Even though these deaths set me back in a few superficial ways—I lose my runes and have to restart at the last checkpoint I rested at—I can’t help but laugh. Physical comedy is one of the most enduring comedic forms across history, one that transcends language itself. You can watch a Looney Tunes cartoon right now and it will still pack the same punch as it did when it was first released. When I was riding through the woods on my horse in Elden Ring and not one, not two, but three packs of wolves fell from the sky and pounced on me, I felt like Wile E. Coyote.

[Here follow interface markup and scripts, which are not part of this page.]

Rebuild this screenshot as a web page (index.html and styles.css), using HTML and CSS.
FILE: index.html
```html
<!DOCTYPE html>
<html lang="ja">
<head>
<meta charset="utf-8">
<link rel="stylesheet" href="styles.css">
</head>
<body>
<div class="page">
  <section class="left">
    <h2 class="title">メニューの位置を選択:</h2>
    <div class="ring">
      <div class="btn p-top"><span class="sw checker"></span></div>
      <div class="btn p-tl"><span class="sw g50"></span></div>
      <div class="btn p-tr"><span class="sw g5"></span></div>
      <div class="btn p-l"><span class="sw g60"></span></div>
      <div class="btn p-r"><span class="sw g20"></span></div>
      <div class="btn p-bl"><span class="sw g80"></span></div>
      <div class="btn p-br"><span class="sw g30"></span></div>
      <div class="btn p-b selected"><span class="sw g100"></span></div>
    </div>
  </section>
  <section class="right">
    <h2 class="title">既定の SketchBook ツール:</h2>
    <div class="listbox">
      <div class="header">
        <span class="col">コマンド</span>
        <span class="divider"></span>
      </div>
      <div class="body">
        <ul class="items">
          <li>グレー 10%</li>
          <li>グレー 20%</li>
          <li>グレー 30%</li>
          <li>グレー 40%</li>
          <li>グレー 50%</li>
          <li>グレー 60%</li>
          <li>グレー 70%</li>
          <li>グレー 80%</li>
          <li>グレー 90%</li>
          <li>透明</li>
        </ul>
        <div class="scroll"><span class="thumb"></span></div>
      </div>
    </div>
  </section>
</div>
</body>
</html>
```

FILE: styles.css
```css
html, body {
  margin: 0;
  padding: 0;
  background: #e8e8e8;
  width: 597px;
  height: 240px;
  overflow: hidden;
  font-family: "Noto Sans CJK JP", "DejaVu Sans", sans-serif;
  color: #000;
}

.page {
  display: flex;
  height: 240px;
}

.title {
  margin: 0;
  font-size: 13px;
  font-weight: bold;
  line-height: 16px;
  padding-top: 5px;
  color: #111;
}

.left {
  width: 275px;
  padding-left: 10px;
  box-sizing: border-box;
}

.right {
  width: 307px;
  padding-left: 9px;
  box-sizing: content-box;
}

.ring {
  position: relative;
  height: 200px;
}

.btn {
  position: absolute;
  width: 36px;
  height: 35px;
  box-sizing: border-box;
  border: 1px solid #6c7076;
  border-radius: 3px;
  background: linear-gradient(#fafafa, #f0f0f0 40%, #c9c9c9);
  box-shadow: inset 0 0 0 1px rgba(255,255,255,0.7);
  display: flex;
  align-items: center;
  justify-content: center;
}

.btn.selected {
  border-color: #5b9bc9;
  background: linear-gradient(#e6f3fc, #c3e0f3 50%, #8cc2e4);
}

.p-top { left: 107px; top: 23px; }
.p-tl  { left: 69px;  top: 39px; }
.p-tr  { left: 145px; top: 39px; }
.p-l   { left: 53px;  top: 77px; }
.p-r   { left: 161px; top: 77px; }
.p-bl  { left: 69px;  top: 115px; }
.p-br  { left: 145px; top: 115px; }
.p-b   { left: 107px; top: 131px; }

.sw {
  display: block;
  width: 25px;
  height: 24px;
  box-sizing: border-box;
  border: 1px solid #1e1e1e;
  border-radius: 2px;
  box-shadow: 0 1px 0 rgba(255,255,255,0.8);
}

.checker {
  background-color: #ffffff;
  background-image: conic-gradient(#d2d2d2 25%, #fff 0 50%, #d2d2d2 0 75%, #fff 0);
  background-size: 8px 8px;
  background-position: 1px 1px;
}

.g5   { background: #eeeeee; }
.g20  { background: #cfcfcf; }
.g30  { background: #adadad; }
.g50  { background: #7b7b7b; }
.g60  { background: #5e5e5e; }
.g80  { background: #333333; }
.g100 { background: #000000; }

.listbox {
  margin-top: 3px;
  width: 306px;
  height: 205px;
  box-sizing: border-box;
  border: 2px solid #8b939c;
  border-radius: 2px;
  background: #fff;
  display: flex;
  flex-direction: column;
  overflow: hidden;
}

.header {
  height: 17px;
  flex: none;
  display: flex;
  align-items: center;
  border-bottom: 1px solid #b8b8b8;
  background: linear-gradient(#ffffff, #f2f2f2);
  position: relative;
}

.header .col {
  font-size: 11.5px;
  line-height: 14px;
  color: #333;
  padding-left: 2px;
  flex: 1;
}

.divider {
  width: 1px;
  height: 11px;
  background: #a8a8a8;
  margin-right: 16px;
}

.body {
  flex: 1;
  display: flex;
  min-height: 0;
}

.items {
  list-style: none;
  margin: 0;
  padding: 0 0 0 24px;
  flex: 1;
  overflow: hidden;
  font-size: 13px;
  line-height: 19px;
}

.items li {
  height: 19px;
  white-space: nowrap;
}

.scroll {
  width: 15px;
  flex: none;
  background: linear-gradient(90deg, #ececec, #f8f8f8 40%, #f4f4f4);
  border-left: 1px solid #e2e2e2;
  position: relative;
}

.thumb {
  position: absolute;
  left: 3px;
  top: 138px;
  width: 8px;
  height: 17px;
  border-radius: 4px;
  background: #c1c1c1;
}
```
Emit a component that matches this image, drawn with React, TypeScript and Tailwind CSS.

It’s not just funny to experience these deaths. Watching them happen to other people is just as hilarious. The way my friend Alex Perry climbs this ladder for what feels like an hour only to be immediately murderized has not yet stopped making me laugh.
Because everything in Elden Ring has the potential to righteously kick your ass, the potential for physical comedy is just endless. The way that encounters can go from mostly okay to really not okay in a blink of an eye is an opportunity for comedy, and one the game embraces. Some of the funniest deaths in my game have occurred when I thought I was okay, only to get stabbed to death by someone that the developers hid just outside of view. It’s the fact that these deaths are unfair that makes them funny. The Lands Between are so inhospitable to you, it goes out of its way to hurt you. There is little difference between these interactions between game and player and, say, Johnny Knoxville building a giant hand to coldcock his friend with high fives.
Every time I play Elden Ring, I know I have the potential to walk into that giant hand. When it happens, I’ll be laughing.